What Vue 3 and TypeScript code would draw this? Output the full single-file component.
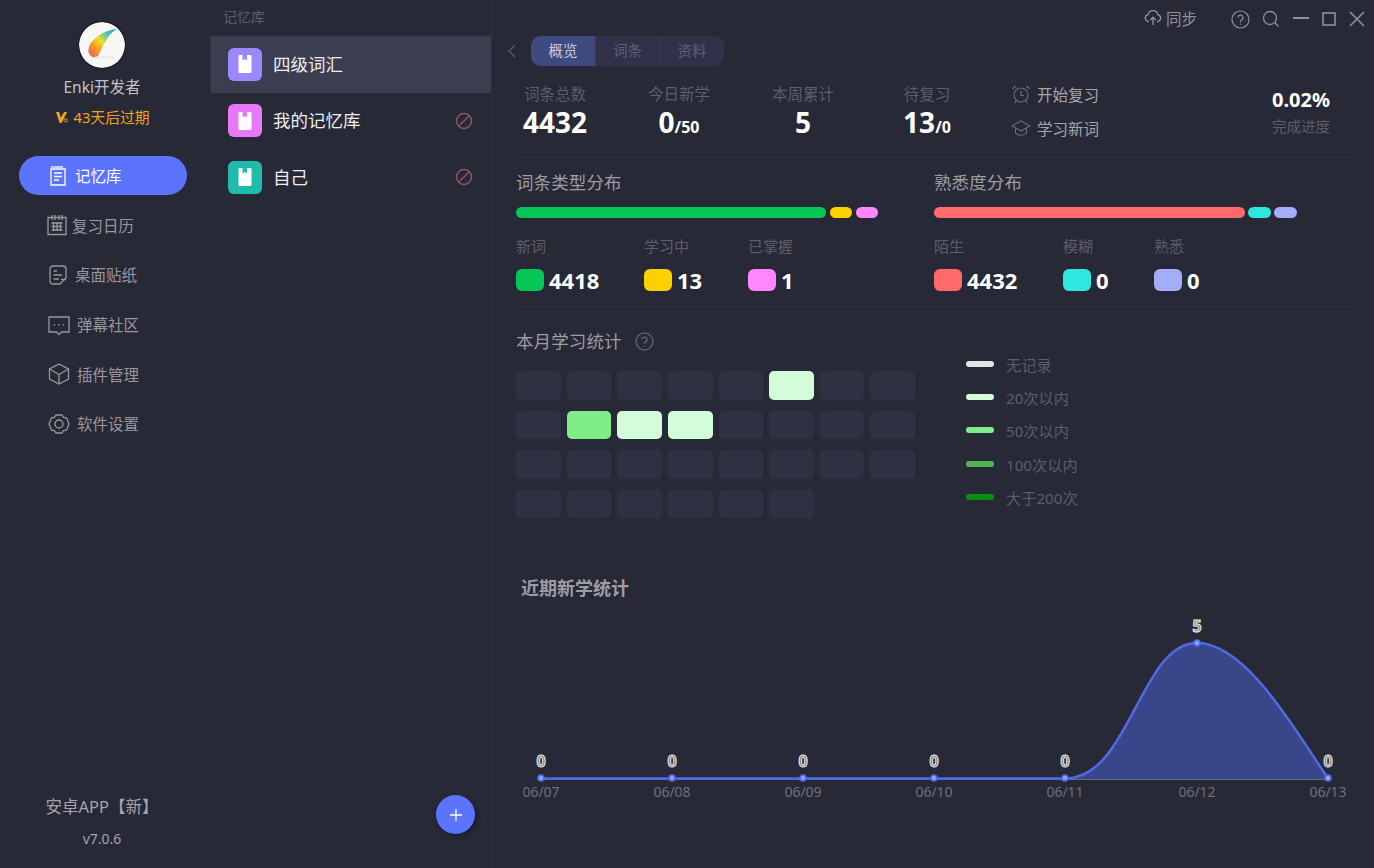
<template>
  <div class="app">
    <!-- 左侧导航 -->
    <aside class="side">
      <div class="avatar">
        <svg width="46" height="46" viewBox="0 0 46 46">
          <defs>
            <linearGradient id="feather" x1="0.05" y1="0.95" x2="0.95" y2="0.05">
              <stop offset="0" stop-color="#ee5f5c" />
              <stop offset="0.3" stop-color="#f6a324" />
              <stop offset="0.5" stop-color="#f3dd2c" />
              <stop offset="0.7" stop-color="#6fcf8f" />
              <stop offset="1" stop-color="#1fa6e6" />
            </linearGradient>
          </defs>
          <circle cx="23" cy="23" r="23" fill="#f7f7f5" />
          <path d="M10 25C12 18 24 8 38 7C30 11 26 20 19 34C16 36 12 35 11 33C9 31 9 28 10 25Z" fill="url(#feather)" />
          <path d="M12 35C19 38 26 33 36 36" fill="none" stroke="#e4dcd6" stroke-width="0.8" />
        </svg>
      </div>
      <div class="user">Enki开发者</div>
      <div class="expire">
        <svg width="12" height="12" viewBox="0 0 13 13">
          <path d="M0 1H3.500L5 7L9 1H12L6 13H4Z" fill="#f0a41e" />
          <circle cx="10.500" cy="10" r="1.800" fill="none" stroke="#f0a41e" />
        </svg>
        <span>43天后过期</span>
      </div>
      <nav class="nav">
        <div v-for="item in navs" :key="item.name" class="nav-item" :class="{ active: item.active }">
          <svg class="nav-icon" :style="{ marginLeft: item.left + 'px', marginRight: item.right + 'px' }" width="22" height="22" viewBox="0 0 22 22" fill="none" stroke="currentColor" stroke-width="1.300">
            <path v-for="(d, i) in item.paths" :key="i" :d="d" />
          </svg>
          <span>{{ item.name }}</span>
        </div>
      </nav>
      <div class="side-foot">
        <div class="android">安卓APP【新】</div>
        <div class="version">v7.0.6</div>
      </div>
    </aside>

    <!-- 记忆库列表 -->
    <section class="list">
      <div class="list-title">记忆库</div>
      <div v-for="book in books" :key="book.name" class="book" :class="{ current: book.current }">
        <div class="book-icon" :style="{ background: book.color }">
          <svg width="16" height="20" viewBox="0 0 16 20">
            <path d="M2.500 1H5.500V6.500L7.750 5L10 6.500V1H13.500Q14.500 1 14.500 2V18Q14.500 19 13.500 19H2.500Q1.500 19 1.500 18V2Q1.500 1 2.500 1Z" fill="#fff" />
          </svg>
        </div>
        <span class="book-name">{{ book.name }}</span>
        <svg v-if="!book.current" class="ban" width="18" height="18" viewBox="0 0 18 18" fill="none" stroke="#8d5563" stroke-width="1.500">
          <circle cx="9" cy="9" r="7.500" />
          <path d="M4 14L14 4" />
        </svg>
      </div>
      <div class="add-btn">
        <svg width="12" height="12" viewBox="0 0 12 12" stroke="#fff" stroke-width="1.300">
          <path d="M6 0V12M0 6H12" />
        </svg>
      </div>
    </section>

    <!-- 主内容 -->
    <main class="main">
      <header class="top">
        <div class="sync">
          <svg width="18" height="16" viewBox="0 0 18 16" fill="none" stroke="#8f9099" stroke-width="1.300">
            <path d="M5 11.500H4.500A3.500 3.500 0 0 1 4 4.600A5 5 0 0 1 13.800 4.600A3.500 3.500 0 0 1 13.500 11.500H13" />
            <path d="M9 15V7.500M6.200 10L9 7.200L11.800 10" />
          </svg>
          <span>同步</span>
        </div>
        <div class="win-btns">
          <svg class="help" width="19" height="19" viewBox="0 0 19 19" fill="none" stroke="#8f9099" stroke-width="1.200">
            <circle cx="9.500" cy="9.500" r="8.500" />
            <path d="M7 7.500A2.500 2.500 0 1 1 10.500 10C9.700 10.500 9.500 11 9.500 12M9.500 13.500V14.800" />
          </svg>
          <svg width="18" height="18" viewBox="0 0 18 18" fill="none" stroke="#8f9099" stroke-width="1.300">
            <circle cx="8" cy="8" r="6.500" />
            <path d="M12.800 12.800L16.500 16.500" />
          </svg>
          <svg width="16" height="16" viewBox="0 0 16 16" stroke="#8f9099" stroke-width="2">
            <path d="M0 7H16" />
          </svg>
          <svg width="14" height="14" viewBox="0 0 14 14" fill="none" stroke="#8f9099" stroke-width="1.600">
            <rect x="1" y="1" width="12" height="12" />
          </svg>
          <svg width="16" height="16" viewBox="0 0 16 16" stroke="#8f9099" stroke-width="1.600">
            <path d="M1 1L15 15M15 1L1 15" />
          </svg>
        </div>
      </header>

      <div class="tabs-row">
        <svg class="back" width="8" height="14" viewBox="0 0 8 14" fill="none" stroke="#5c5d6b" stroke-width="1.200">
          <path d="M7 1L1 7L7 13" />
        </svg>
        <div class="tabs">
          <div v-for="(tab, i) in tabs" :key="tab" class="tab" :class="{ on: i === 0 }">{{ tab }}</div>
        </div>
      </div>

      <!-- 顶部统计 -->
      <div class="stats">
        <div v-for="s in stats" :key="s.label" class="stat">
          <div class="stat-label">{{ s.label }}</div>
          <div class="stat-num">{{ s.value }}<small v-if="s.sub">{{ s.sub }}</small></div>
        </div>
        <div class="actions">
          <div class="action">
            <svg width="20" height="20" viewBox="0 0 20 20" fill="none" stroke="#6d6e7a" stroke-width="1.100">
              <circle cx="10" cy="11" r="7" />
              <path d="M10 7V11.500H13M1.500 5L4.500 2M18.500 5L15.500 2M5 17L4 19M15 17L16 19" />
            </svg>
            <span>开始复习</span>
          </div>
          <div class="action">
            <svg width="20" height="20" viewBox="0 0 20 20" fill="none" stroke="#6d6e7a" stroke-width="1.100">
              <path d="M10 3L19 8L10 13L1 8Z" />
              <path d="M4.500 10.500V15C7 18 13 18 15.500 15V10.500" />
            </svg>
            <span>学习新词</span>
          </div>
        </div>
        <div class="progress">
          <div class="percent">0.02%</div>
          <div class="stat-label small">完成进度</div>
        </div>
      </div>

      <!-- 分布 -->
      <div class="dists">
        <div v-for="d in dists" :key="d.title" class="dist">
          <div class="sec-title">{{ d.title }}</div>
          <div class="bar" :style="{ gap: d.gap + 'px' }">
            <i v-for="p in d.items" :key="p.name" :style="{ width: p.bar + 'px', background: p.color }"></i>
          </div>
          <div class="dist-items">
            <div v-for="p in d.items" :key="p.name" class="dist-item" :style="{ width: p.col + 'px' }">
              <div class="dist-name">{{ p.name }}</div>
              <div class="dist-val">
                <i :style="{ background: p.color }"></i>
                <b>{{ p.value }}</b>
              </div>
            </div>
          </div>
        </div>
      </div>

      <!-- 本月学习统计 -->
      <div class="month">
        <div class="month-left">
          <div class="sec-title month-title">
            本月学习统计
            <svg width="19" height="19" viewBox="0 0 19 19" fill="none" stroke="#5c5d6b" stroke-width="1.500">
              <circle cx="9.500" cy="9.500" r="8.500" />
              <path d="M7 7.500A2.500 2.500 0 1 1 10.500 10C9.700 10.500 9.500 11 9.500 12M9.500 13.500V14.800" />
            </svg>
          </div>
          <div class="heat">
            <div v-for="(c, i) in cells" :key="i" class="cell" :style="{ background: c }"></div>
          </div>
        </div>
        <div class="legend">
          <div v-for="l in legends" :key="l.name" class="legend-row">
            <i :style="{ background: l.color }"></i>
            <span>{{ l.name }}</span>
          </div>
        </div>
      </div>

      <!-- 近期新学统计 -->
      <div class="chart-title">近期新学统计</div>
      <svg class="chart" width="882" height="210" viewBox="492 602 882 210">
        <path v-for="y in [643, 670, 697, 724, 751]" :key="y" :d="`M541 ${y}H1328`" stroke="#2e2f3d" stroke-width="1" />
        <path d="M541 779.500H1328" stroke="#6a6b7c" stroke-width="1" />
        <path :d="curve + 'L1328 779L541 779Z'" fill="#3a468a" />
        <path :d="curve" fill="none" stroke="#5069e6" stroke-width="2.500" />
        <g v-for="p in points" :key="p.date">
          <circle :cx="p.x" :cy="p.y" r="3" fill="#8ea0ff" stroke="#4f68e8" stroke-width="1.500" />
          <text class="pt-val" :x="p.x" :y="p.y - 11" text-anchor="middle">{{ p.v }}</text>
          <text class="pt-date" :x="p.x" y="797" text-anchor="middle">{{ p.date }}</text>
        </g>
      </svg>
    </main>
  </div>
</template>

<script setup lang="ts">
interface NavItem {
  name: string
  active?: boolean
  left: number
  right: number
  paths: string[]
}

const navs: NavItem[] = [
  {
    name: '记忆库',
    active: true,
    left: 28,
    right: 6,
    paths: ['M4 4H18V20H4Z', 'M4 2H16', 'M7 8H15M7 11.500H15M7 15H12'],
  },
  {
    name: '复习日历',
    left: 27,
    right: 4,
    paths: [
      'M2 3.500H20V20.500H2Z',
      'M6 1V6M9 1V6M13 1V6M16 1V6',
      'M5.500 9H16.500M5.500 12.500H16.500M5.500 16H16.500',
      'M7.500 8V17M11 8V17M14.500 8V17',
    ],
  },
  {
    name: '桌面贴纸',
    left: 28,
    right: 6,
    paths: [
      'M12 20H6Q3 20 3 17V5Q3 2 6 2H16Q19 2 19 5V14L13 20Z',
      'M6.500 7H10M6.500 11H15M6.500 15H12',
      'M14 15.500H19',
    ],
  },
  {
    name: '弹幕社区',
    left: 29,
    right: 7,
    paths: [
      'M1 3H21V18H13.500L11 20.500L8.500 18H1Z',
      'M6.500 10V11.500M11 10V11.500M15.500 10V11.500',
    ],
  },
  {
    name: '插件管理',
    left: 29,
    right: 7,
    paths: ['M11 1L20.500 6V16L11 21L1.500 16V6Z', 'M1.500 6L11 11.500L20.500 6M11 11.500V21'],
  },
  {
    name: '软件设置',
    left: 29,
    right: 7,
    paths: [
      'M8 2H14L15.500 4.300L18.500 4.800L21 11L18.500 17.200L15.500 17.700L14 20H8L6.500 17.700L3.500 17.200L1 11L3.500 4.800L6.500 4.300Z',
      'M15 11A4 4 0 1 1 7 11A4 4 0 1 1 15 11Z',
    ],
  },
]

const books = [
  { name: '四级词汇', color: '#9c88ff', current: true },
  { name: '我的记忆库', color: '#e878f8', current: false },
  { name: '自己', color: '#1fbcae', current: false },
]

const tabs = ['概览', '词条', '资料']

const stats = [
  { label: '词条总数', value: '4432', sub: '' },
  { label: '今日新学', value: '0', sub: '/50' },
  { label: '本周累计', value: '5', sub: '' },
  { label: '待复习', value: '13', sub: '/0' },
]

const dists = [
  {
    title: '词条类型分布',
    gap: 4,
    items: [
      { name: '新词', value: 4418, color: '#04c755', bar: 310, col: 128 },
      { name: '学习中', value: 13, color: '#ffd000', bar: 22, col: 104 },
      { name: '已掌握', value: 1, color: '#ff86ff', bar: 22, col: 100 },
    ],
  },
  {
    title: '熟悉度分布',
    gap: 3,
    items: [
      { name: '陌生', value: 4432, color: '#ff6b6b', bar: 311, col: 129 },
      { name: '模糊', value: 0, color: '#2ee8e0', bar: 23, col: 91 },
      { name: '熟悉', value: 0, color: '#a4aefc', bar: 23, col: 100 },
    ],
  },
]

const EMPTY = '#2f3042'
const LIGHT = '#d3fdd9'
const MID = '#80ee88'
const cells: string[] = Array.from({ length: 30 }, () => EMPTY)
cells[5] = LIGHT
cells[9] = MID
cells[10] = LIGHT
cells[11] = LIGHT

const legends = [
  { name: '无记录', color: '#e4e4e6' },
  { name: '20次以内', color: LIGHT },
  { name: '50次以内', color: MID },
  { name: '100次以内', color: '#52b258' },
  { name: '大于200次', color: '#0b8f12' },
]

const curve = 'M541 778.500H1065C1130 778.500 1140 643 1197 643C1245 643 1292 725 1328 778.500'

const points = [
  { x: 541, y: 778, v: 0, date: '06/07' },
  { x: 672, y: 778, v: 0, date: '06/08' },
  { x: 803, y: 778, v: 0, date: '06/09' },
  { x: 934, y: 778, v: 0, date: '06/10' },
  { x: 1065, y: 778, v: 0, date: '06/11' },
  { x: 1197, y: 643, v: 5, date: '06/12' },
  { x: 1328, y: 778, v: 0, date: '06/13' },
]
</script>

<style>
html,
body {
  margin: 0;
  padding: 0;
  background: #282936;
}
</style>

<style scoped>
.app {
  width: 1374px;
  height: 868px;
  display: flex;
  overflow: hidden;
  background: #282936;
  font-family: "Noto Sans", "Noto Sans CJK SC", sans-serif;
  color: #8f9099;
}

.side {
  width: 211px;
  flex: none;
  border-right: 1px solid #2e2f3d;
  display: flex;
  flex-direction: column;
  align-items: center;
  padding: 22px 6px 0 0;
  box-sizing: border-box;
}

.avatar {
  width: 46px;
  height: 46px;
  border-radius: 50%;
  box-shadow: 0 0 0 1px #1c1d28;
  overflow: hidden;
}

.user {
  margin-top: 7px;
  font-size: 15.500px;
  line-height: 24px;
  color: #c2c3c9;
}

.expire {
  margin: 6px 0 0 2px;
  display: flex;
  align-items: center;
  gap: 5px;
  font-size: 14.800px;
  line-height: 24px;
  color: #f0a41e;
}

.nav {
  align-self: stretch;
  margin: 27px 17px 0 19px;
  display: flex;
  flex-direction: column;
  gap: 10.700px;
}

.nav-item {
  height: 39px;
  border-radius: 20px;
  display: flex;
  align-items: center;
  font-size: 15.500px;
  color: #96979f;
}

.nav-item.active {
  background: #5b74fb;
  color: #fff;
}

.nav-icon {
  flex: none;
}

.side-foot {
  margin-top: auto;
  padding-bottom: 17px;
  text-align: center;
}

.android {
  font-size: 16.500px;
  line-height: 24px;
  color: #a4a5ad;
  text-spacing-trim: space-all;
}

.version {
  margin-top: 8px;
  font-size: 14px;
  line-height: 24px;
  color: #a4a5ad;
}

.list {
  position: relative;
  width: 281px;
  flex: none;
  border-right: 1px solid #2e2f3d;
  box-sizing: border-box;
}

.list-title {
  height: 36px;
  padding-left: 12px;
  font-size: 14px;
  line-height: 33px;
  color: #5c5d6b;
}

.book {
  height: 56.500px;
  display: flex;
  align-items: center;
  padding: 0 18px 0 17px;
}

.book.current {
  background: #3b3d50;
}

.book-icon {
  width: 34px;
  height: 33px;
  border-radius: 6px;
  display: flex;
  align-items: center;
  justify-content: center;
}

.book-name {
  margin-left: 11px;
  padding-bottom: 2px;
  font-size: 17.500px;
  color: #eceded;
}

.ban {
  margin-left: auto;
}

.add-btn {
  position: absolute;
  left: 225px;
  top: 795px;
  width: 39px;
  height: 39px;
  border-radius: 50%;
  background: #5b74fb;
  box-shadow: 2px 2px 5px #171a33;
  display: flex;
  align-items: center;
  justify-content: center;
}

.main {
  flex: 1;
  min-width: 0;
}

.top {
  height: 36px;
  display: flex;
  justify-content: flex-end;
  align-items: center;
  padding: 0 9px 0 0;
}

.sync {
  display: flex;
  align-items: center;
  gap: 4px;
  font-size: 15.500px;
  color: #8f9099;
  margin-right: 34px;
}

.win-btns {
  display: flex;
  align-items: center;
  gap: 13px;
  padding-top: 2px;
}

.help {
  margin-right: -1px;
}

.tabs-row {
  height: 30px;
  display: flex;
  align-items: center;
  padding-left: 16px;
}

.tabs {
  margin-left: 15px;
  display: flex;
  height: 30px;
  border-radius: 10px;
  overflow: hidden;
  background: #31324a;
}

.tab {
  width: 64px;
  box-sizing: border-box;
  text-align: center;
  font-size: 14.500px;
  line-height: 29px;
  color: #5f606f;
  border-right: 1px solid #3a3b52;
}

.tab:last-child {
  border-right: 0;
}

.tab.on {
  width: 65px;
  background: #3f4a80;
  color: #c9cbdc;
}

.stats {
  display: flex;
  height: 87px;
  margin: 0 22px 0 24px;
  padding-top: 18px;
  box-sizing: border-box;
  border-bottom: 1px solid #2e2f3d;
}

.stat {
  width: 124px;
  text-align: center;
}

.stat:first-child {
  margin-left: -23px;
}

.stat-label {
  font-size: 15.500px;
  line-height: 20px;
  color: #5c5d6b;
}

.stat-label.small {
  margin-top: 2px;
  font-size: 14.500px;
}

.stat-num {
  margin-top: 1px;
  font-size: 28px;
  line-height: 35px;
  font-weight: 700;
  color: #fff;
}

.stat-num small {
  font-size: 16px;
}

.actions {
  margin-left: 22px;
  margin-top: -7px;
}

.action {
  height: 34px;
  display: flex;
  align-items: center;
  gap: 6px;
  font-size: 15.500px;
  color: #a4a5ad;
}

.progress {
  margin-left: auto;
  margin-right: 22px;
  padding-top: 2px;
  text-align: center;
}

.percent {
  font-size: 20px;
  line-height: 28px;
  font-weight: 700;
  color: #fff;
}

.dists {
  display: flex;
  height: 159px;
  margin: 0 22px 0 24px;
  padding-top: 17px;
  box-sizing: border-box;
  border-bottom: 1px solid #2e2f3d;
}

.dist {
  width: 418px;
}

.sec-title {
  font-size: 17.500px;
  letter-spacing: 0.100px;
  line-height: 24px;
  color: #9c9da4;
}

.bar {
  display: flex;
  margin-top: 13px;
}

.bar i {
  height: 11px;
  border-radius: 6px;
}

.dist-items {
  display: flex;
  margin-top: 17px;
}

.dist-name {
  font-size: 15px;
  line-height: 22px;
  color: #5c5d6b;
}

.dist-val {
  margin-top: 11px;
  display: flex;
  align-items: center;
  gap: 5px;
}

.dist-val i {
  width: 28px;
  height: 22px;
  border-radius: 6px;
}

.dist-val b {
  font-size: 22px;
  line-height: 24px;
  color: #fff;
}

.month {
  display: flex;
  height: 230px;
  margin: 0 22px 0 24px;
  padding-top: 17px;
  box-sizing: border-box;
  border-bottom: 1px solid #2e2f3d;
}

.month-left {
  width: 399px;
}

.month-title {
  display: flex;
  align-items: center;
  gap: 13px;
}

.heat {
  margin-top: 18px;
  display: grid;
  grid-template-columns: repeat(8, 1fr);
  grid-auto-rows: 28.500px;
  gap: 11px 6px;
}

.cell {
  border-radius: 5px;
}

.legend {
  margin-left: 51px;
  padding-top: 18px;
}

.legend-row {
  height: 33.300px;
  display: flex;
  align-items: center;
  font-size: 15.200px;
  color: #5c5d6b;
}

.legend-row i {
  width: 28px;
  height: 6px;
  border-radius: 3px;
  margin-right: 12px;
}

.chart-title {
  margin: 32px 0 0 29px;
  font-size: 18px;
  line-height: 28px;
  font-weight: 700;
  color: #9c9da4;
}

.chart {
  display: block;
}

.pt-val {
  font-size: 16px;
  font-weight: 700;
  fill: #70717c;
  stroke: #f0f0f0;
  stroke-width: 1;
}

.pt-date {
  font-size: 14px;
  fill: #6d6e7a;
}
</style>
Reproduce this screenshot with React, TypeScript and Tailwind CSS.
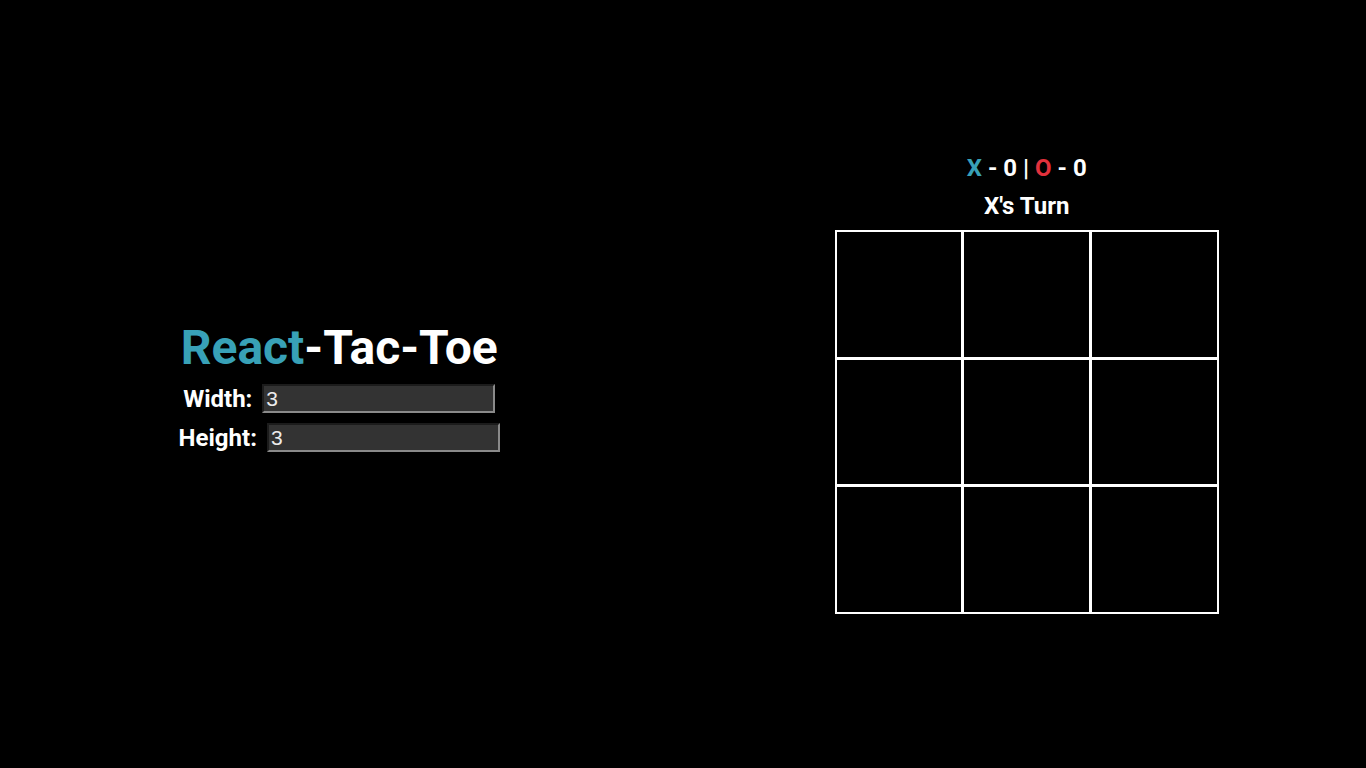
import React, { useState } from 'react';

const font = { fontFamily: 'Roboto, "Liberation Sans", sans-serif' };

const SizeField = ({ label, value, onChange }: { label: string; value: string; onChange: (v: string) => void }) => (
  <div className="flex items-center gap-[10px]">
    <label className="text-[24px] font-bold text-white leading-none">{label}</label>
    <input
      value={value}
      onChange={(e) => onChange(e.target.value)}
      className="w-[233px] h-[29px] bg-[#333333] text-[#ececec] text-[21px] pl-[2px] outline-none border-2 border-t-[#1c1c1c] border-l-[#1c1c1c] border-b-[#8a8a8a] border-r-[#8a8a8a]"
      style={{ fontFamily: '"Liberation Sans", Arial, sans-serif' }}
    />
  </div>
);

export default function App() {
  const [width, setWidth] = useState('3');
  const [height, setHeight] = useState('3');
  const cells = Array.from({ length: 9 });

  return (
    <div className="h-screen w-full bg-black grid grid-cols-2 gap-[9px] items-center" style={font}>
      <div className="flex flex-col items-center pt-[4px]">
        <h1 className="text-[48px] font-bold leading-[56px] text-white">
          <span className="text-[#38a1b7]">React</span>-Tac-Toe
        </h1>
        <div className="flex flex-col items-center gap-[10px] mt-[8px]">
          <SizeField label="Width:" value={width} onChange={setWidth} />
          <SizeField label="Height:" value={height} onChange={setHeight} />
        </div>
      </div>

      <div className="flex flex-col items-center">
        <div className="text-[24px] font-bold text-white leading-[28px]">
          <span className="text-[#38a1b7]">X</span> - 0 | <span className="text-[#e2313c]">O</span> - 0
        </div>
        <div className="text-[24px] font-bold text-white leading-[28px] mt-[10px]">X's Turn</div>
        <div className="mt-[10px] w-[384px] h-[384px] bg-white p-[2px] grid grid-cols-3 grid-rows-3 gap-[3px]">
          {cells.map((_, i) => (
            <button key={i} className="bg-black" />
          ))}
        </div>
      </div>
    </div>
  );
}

**EXERCISE DIRECTIONS**
Scan the entries above and work out how many lines include the word "full"; the reply is that number alone.

**OUTPUT**
2